Rappelez-vous il y a 10 ans, avant que Panda change la donne, il était possible de spammer Google en produisant des contenus (pourris) de façon industrielle. Certains étaient repérés et ne sortaient pas dans les SERP, mais cela ne pénalisait pas les autres. Des SEO vendaient la création de pages "au kilo" ; des sites très sérieux se retrouvaient avec 95% de pages auto-générées en plus de leurs 5% de pages initiales.

En 2011, Google a eu beau expliquer qu'il se base sur l'ensemble des pages indexables pour juger la qualité d'un site, il a fallu des années pour que les SEO s'en rendent vraiment compte. Et encore... je constate que ce n'est toujours pas la majorité qui le réalisent.

D'ici 5 ans, imaginez le nombre de nouveaux sites et de nouvelles pages produites au niveau mondial ! Les algos de Google auront encore plus de boulot à faire le tri... et tolèreront encore moins qu'aujourd'hui les "pollueurs", les sites qui laissent en ligne des tonnes de pages. Il faudra être un peu plus écolo !

En 2022, le SEO (qui aura survécu) fera donc un travail chirurgical : *toutes* les pages qu'on fait indexer doivent être d'excellente qualité (ça veut dire en fait 10 fois mieux que vos concurrents). C'est tellement idiot de baisser la performance des bonnes pages en laissant indexer plein d'autres pourries ! Dans les années à venir, les SEO vont certainement faire un gros nettoyage des pages que j'appelle "zombies" (je n'ai pas inventé ce terme, mais je l'utilise sur ma plateforme My Ranking Metrics justement pour repérer ces pages).

Vers un SEO orienté Data et donc outils

On a toujours eu des outils SEO pour gagner du temps ou automatiser, mais je pense que le tournant que nous connaissons actuellement va s'accentuer comme cela n'a jamais été le cas. L'approche SEO pourrait changer radicalement (à part pour des petits sites vitrine ou locaux ?), devenant basée en premier lieu sur des données et des suggestions d'optimisation faites par des algos.

Ceux qui pensent pouvoir encore deviner comment prioriser les actions SEO sans profiter des apports de la "Data Science" et de ses algos se feront totalement dépasser par les autres.

Vers un SEO vraiment centré sur la satisfaction utilisateur

Si l'algo de Google se focalise sur l'utilisateur, il faudra bien que le SEO fasse de même. La meilleure façon de l'expliquer est de rappeler que l'algo de Google sait de mieux en mieux de quelle façon répondre aux demandes des internautes, quelles que soient les formulations bizarres qu'ils utilisent. Dans 5 ans, les algos auront vraiment bien appris à comprendre la fameuse intention de l'internaute, et donc à la meilleure façon de répondre.
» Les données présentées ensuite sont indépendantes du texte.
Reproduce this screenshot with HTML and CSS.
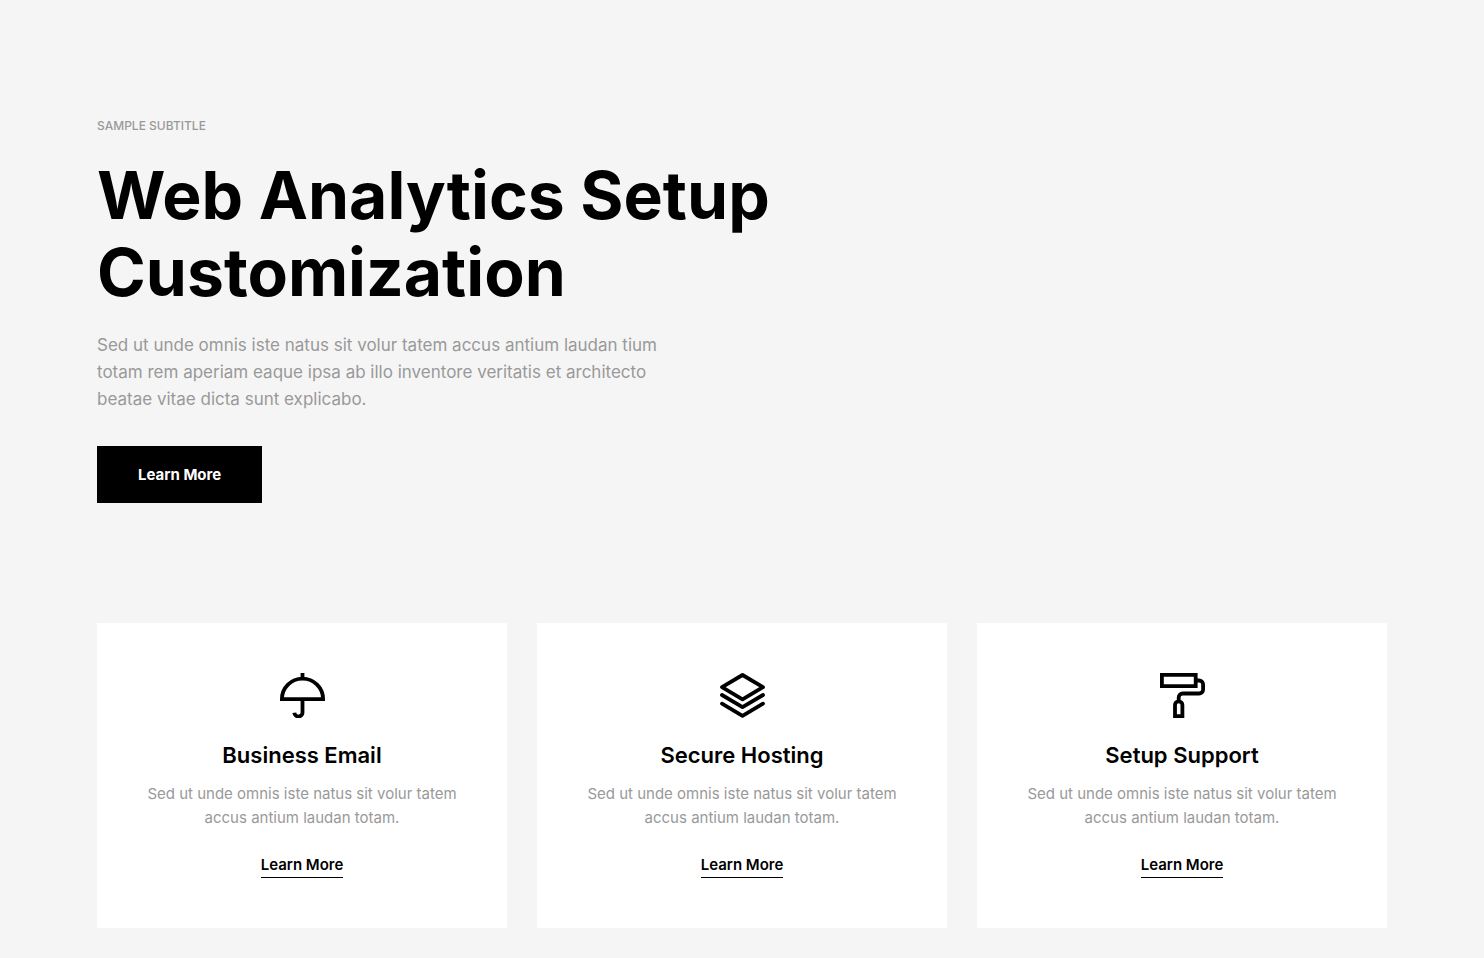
FILE: index.html
```html
<!DOCTYPE html>
<html lang="en">
<head>
<meta charset="utf-8">
<meta name="viewport" content="width=device-width, initial-scale=1">
<title>Web Analytics Setup Customization</title>
<link rel="stylesheet" href="styles.css">
</head>
<body>
<main class="container">
  <section class="hero">
    <p class="subtitle">SAMPLE SUBTITLE</p>
    <h1 class="hero-title">Web Analytics Setup<br>Customization</h1>
    <p class="hero-text">Sed ut unde omnis iste natus sit volur tatem accus antium laudan tium<br>totam rem aperiam eaque ipsa ab illo inventore veritatis et architecto<br>beatae vitae dicta sunt explicabo.</p>
    <a class="button" href="#services">Learn More</a>
  </section>
  <section class="cards" id="services">
    <article class="card">
      <svg class="icon" viewBox="0 0 45 45" aria-hidden="true">
        <path d="M22.500 0v5M1.900 26.200A20.600 20.600 0 0 1 43.100 26.200ZM22.500 27v12a4.100 4.100 0 0 1-8.200.800"/>
      </svg>
      <h2 class="card-title">Business Email</h2>
      <p class="card-text">Sed ut unde omnis iste natus sit volur tatem<br>accus antium laudan totam.</p>
      <a class="link" href="#email">Learn More</a>
    </article>
    <article class="card">
      <svg class="icon icon-round" viewBox="0 0 45 45" aria-hidden="true">
        <path d="M22.500 2 43 14.200 22.500 26.400 2 14.200ZM2 22l20.500 12.200L43 22M2 30.700l20.500 12.200L43 30.700"/>
      </svg>
      <h2 class="card-title">Secure Hosting</h2>
      <p class="card-text">Sed ut unde omnis iste natus sit volur tatem<br>accus antium laudan totam.</p>
      <a class="link" href="#hosting">Learn More</a>
    </article>
    <article class="card">
      <svg class="icon" viewBox="0 0 45 45" aria-hidden="true">
        <path d="M1.900 1.900h33.800v11.200H1.900ZM36 7.500h3.100a4 4 0 0 1 4 4v5a4 4 0 0 1-4 4H22.700a4 4 0 0 0-4 4V28M15 43.100V32a3.700 3.700 0 0 1 7.400 0v11.100Z"/>
      </svg>
      <h2 class="card-title">Setup Support</h2>
      <p class="card-text">Sed ut unde omnis iste natus sit volur tatem<br>accus antium laudan totam.</p>
      <a class="link" href="#support">Learn More</a>
    </article>
  </section>
</main>
</body>
</html>
```
FILE: styles.css
```css
* {
  box-sizing: border-box;
}

body {
  margin: 0;
  background: #f5f5f5;
  color: #000;
  font-family: Inter, "Open Sans", sans-serif;
}

h1,
h2,
p {
  margin: 0;
}

.container {
  max-width: 1320px;
  margin: 0 auto;
  padding: 116px 15px 30px;
}

.hero {
  display: flex;
  flex-direction: column;
  align-items: flex-start;
}

.subtitle {
  color: #999;
  font-size: 12px;
  font-weight: 500;
  line-height: 20px;
}

.hero-title {
  margin-top: 21px;
  font-size: 66px;
  font-weight: 700;
  line-height: 77px;
}

.hero-text {
  margin-top: 21px;
  color: #999;
  font-size: 17px;
  line-height: 27px;
}

.button {
  margin-top: 33px;
  padding: 16px 41px;
  background: #000;
  color: #fff;
  font-size: 15px;
  font-weight: 700;
  line-height: 25px;
  text-decoration: none;
}

.cards {
  display: grid;
  grid-template-columns: repeat(3, 1fr);
  gap: 30px;
  margin-top: 120px;
}

.card {
  display: flex;
  flex-direction: column;
  align-items: center;
  padding: 50px 30px;
  background: #fff;
  text-align: center;
}

.icon {
  width: 45px;
  height: 45px;
  fill: none;
  stroke: #000;
  stroke-width: 3.8;
}

.icon-round {
  stroke-linejoin: round;
  stroke-linecap: round;
}

.card-title {
  margin-top: 22px;
  font-size: 22px;
  font-weight: 600;
  line-height: 30px;
}

.card-text {
  margin-top: 12px;
  color: #999;
  font-size: 15px;
  line-height: 24px;
}

.link {
  margin-top: 22px;
  border-bottom: 1px solid #000;
  color: #000;
  font-size: 15px;
  font-weight: 600;
  line-height: 25px;
  text-decoration: none;
}

@media (max-width: 900px) {
  .cards {
    grid-template-columns: 1fr;
  }

  .hero-title {
    font-size: 44px;
    line-height: 52px;
  }
}
```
Ce qui est dur pour le SEO, c'est qu'il n'a pas accès à cela : il faut donc faire un gros effort de ciblage. Qui je veux faire venir ? Dans quelle situation est l'internaute, quel contexte ? Que souhaite-t-il en réalité ? Une fois ce travail effectué, les experts du Content Marketing produiront les meilleurs contenus pour répondre à chacune de ces situations.

Finalement, on retrouve l'idée du SEO chirurgical : des contenus précis spécialement adaptés à chacun des besoins de l'internaute ; des contenus dont l'efficacité (SEO) est en permanence mesurée et surveillée par des outils.
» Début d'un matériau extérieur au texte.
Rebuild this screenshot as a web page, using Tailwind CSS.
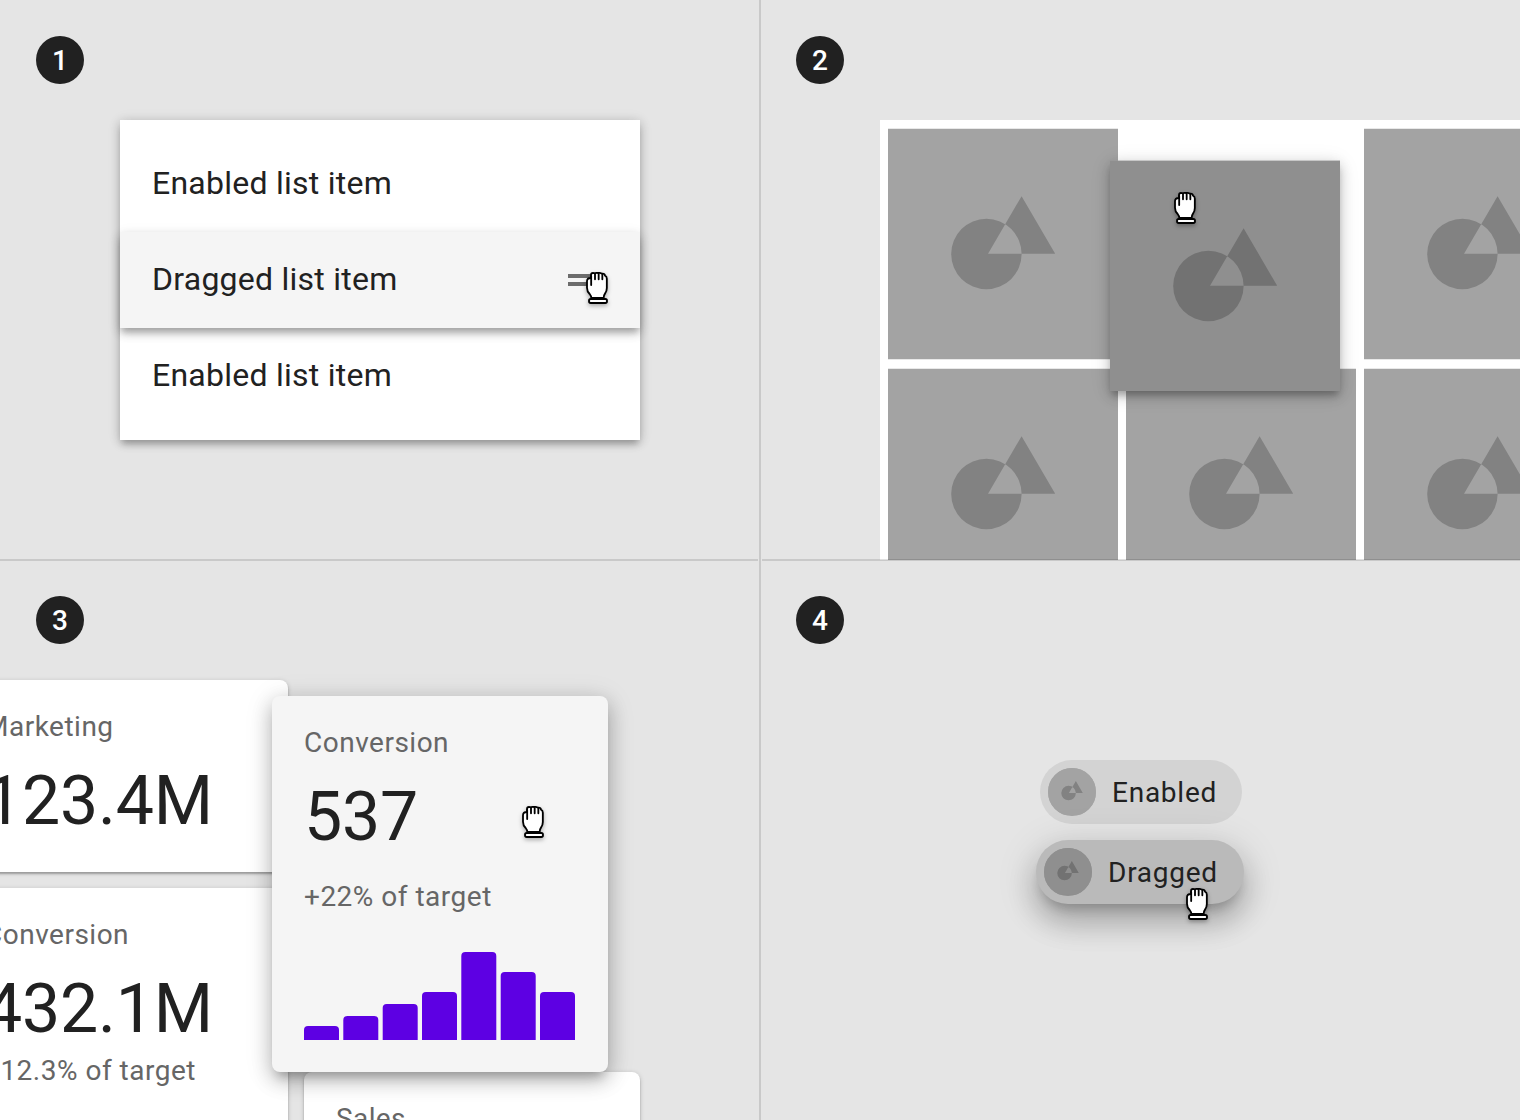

Vers un SEO plus universel ? Ou bien plusieurs spécialistes ?

Certains pensent que le terme SEO devrait être remplacé, car il ne faut pas se contenter d'optimiser la visibilité sur les moteurs de recherche. C'est évident, il faut être présent partout où sont nos (futurs) clients. Mais ce n'est pas nouveau ! Tout comme on a ajouté le SMO (optimisation sur les réseaux sociaux) ou l'ASO (optimisation pour les App Stores), il faut par exemple penser PFO (terme que j'invente, optimisation sur les plateformes et autres marketplaces).
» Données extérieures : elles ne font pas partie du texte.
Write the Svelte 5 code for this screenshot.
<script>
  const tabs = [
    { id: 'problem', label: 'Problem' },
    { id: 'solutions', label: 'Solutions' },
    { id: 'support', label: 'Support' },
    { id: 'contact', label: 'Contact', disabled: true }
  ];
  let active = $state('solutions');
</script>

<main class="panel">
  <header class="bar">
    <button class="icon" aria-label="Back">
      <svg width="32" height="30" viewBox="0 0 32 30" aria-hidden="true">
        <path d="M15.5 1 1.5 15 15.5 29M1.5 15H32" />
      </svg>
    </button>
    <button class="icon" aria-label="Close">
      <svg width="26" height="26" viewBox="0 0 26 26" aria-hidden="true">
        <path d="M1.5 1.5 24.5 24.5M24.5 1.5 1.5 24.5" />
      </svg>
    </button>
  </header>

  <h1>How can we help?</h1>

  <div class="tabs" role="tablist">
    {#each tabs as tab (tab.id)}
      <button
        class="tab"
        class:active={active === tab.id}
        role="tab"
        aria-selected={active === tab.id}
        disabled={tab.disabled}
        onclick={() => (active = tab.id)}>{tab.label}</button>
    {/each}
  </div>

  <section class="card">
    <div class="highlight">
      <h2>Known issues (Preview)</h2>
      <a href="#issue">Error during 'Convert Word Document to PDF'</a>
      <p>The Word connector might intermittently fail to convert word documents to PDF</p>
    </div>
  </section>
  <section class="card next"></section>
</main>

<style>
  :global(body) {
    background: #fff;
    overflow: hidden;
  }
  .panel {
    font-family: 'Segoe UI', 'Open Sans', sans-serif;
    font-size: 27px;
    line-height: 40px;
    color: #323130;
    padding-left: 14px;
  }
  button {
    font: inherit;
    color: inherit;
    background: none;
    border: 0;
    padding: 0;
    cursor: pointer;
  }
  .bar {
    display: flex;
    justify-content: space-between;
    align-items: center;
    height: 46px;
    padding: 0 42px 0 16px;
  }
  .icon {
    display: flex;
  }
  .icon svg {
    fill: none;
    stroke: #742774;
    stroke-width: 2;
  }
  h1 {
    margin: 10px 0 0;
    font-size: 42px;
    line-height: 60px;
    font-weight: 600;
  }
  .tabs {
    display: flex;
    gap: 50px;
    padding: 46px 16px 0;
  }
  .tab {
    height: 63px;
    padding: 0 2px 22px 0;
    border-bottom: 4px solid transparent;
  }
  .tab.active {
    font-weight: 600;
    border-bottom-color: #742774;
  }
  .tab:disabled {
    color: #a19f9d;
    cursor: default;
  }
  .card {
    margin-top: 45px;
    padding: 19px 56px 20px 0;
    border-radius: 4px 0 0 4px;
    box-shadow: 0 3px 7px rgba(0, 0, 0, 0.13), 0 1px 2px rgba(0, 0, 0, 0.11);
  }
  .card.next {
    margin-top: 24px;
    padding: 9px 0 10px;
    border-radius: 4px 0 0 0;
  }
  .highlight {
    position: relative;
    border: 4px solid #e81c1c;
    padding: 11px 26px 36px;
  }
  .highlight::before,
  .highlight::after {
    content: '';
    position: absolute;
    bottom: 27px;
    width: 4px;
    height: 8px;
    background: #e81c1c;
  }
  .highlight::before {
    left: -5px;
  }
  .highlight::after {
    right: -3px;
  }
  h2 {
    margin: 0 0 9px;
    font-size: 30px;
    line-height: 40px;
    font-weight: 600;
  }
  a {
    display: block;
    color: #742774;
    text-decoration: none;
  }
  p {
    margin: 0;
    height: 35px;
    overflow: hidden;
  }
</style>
S'agit-il encore du métier de référencement ? Sans doute, mais il me semble difficile de rester généraliste. Je pense qu'on verra la suite logique de ce qu'on a connu depuis 20 ans : les compétences nécessaires à ce métier vont encore augmenter. Les bons SEO se seront spécialisés tout en ayant une connaissance suffisante de l'ensemble. Les meilleurs sites feront appel à différents experts, qui auront su se former aux nouvelles méthodes et s'équiper des bons outils.